■ Source excerpt
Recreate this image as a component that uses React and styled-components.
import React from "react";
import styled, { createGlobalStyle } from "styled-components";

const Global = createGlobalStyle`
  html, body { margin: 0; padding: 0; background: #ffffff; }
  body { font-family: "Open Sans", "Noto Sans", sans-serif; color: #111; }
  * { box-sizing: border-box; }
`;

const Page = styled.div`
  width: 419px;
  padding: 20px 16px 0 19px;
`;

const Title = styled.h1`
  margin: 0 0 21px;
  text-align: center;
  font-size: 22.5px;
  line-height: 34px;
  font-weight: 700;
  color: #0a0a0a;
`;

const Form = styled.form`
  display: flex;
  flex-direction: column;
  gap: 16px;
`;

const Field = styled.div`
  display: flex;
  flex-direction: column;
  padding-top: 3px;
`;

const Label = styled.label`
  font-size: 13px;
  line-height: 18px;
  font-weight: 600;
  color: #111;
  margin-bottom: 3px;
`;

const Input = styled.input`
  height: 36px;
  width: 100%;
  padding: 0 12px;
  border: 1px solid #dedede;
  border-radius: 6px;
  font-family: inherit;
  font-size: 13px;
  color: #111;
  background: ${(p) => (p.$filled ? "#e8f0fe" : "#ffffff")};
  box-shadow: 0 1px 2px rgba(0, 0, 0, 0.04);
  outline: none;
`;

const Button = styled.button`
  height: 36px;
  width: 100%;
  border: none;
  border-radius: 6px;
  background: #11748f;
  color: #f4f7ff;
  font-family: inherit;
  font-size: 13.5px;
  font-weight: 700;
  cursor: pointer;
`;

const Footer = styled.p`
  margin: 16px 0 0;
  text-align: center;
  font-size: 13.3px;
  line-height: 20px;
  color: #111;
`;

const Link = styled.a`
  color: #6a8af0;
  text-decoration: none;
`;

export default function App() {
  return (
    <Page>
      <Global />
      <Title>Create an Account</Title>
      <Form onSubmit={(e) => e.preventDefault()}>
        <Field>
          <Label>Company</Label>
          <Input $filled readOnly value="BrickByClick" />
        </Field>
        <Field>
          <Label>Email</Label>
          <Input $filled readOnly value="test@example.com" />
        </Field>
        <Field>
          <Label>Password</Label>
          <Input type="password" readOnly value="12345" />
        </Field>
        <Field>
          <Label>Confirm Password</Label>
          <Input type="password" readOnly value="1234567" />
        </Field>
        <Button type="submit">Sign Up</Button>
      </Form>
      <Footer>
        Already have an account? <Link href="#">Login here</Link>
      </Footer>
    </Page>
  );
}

■ Problem to solve
Looking at the data above, show all lines where the word "components" occurs.

■ Answer below
Recreate this image as a component that uses React and styled-components.
import styled, { createGlobalStyle } from "styled-components";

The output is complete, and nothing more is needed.